Unable to put any real pressure on her injured ankle, Christie set off behind her three rivals but still battled through to cross the line in a qualifying position of second, only to be given a yellow card from the race jury - indicating not one but two fouls - and eliminated from the Games.

"It's been such a tough two days to turn this around, I've got ligament damage and my ankle has doubled in size," said Christie. "I gave it my best shot and I obviously had a crash at the start.

"I hit my ankle and at that point I thought, 'oh no, that's over, I'm not going to be able to race now'. I can't describe the pain I was in.

"But I was given a moment to stand there and I was thinking about everyone watching back home. I just felt I should give it a go for them."

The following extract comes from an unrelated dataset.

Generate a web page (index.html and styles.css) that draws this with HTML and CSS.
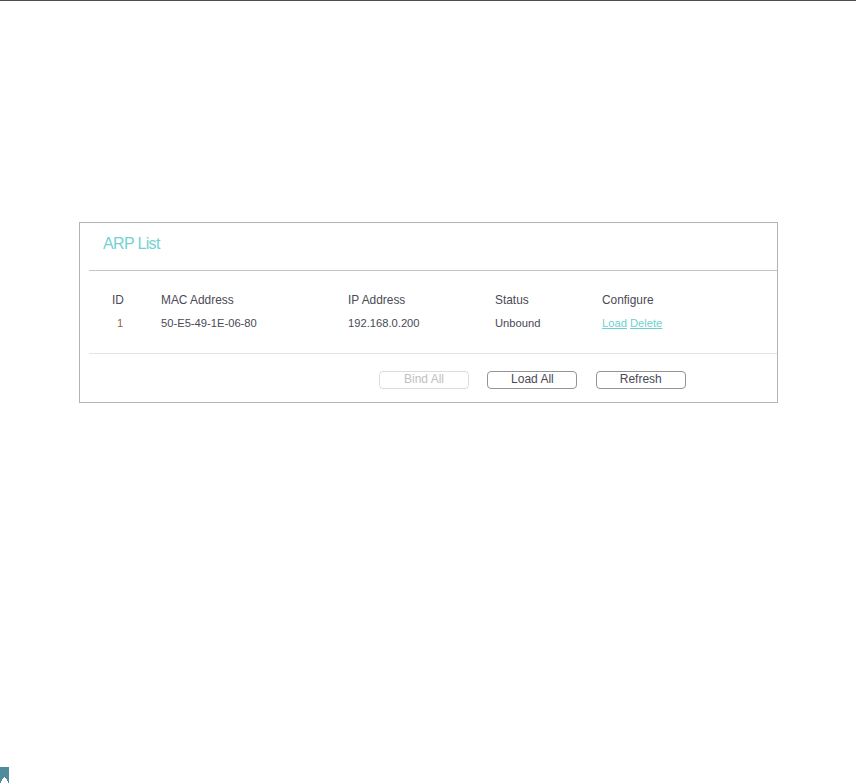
FILE: index.html
```html
<!DOCTYPE html>
<html lang="en">
<head>
<meta charset="utf-8">
<title>ARP List</title>
<link rel="stylesheet" href="styles.css">
</head>
<body>
<div class="topbar"></div>
<main class="content">
  <section class="panel">
    <h2 class="panel-title">ARP List</h2>
    <div class="table-area">
      <div class="row head">
        <span class="c-id">ID</span>
        <span class="c-mac">MAC Address</span>
        <span class="c-ip">IP Address</span>
        <span class="c-status">Status</span>
        <span class="c-conf">Configure</span>
      </div>
      <div class="row data">
        <span class="c-id num">1</span>
        <span class="c-mac">50-E5-49-1E-06-80</span>
        <span class="c-ip">192.168.0.200</span>
        <span class="c-status">Unbound</span>
        <span class="c-conf"><a href="#">Load</a> <a href="#">Delete</a></span>
      </div>
    </div>
    <div class="actions">
      <button class="btn" disabled>Bind All</button>
      <button class="btn">Load All</button>
      <button class="btn">Refresh</button>
    </div>
  </section>
</main>
<svg class="bookmark" width="9" height="16" viewBox="0 0 9 16"><path d="M0 0H9V16H8V14H7V12H6V11H5V10H4V11H3V12H2V14H1V16H0Z" fill="#4f8c9b"/></svg>
</body>
</html>
```
FILE: styles.css
```css
html, body {
  margin: 0;
  height: 100%;
  background: #fff;
  overflow: hidden;
}
body {
  position: relative;
  font-family: "Liberation Sans", Arial, sans-serif;
  color: #4a4a55;
}
.topbar {
  height: 1px;
  background: #4a4f55;
}
.content {
  padding: 221px 78px 0 79px;
}
.panel {
  box-sizing: border-box;
  width: 699px;
  height: 181px;
  border: 1px solid #b4b4b4;
  display: flex;
  flex-direction: column;
}
.panel-title {
  margin: 0 0 0 9px;
  padding: 12px 0 0 14px;
  height: 35px;
  border-bottom: 1px solid #c4c4c4;
  font-size: 16px;
  letter-spacing: -0.65px;
  line-height: 18px;
  font-weight: normal;
  color: #72d2d2;
}
.table-area {
  margin-left: 9px;
  height: 83px;
  box-sizing: border-box;
  padding-top: 20px;
  border-bottom: 1px solid #e4e4e4;
}
.row {
  display: flex;
}
.head {
  font-size: 11.9px;
  line-height: 18px;
  height: 23px;
}
.data {
  font-size: 11.2px;
  line-height: 18px;
}
.c-id { width: 49px; padding-left: 23px; }
.c-id.num { color: #8a6a4a; padding-left: 28px; width: 44px; }
.c-mac { width: 187px; }
.c-ip { width: 147px; }
.c-status { width: 107px; }
.c-conf { flex: 1; }
.c-conf a { color: #6fd0d0; text-decoration: underline; }
.actions {
  display: flex;
  gap: 18.4px;
  padding: 17px 0 0 299px;
}
.btn {
  box-sizing: border-box;
  width: 90px;
  height: 18px;
  padding: 0 0 2px;
  background: #fff;
  border: 1px solid #949494;
  border-radius: 4px;
  font: 12px/14px "Liberation Sans", Arial, sans-serif;
  color: #4a4a55;
}
.btn:disabled {
  border-color: #dcdcdc;
  color: #c0c0c0;
}
.bookmark {
  position: absolute;
  left: 0;
  bottom: 0;
  display: block;
}
```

Yet even in the immediate aftermath of another Olympics calamity, Christie committed herself to a fourth shot at the Games in Beijing in four years' time, maintaining nothing that happened in Pyeongchang would dissuade her from pursuing that golden career goal.

"For all the success I've had, I can't let this define me. I can't even count on two hands how many gold medals I've won since Sochi. I'm the world record holder," she said.

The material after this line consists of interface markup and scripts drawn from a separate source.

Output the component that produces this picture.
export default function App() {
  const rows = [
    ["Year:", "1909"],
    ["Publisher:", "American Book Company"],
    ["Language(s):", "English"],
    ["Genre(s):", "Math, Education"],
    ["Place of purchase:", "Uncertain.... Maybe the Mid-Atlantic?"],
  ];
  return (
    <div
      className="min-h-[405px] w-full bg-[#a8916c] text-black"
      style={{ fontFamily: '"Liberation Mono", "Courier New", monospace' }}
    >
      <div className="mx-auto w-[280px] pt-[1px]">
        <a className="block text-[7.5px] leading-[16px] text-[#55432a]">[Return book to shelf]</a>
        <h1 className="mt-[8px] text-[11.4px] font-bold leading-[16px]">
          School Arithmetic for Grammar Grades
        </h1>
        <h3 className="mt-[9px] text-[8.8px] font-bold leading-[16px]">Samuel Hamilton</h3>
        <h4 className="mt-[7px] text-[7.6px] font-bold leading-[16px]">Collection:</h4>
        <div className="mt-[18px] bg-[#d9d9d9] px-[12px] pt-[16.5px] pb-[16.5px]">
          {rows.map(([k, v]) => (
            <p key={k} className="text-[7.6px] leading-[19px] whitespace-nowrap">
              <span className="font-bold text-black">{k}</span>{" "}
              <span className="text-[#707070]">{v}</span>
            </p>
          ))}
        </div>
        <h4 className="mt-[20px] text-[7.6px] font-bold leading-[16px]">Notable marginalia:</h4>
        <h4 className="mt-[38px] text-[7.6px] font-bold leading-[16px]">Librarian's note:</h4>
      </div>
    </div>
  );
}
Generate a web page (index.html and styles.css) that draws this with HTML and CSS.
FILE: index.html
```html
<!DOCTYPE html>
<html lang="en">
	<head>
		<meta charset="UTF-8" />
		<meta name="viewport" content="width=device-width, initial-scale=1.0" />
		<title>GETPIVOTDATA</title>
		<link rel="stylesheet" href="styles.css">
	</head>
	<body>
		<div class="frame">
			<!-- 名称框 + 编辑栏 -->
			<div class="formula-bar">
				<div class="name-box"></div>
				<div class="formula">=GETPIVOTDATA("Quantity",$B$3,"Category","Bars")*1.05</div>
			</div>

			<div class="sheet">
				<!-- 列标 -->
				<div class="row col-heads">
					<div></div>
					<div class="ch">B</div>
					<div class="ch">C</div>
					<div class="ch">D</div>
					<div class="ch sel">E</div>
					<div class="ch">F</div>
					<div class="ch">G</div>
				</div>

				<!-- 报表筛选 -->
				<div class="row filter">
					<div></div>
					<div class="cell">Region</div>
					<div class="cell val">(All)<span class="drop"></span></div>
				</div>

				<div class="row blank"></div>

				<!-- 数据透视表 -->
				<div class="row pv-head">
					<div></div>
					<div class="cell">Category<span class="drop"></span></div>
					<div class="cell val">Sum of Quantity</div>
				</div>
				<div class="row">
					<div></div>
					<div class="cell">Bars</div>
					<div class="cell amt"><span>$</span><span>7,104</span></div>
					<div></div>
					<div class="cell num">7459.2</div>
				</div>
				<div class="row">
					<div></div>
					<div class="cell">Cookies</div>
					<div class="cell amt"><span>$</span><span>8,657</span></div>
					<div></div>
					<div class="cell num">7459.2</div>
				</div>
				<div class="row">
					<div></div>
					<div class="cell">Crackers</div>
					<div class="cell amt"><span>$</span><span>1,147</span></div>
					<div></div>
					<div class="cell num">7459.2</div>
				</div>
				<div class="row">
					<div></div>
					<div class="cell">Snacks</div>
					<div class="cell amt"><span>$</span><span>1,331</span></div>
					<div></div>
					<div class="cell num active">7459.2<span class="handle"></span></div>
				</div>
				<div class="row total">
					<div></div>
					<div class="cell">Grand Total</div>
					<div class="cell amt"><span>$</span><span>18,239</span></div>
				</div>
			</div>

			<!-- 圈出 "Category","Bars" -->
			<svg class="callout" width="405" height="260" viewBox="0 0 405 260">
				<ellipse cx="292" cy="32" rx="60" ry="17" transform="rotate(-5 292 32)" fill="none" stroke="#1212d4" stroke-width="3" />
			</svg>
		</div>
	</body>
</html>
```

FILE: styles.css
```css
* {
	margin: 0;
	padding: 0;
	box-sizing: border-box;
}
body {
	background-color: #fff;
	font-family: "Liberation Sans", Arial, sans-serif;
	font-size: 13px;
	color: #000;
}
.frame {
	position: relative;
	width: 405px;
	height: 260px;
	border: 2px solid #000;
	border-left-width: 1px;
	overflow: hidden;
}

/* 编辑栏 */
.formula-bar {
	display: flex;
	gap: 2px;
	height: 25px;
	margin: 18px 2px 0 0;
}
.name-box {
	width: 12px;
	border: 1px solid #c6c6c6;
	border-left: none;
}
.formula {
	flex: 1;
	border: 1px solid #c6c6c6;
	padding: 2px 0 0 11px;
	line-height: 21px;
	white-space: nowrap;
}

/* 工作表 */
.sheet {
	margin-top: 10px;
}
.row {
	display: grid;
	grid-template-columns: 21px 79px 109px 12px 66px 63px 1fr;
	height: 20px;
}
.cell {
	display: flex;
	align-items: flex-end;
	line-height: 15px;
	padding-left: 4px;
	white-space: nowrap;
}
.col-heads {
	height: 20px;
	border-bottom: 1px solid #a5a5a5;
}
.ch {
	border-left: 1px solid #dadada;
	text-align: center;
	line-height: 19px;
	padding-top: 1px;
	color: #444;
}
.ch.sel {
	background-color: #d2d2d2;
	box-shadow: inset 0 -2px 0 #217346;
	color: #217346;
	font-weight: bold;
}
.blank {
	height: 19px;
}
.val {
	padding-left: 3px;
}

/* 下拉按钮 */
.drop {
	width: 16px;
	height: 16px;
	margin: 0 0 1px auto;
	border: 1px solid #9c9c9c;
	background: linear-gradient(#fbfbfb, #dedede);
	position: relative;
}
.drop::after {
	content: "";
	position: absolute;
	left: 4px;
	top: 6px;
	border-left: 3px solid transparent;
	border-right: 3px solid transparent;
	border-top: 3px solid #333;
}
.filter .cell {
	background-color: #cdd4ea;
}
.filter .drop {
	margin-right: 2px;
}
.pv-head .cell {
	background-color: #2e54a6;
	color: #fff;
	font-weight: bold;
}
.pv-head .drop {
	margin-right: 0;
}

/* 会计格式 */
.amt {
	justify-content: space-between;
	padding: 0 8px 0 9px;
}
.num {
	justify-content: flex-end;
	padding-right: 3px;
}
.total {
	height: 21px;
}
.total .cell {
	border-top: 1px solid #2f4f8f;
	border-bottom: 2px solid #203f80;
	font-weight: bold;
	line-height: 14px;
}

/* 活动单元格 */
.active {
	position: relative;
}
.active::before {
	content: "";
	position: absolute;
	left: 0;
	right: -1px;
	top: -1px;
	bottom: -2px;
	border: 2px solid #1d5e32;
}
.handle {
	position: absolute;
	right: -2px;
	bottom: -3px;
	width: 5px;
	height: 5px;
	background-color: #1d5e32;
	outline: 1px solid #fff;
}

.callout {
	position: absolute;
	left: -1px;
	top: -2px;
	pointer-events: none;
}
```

"That's why I'll be back in Beijing (in 2022). I'm going to get myself so strong that I'll get out in front and get away from everyone and that will be the focus now."

Christie's participation in her third and final event had been in doubt until moments before the start, but she battled gamely to make the most of her second chance despite being uncharacteristically forced to fight from the rear.

On her way through she had what appeared to be minor skirmishes with Holland's Lara van Ruijven and Hungary's Andrea Keszler before barging across the line, but there was an air of inevitability during the few minutes before the judges' verdict - and Christie's latest disqualification - was confirmed.

Christie had come to Pyeongchang as a triple world champion desperate to atone for a nightmare series of events in Sochi four years ago when she was disqualified from all three of her races. But her experience in Pyeongchang was destined to become even worse.

Knocked down in her 500m final on the opening Saturday, Christie re-focused on the 1500m which ended in her sliding calamitously into the barriers on the final bend of her semi-final.

A defiant Christie insisted she is determined not to allow a repeat of her post-Sochi turmoil, when chronic self-doubts and social media death threats had briefly threatened to turn her away from the sport for good.

"I (thought I) wasn't supposed to be an Olympic medallist, but I don't see that now," she added.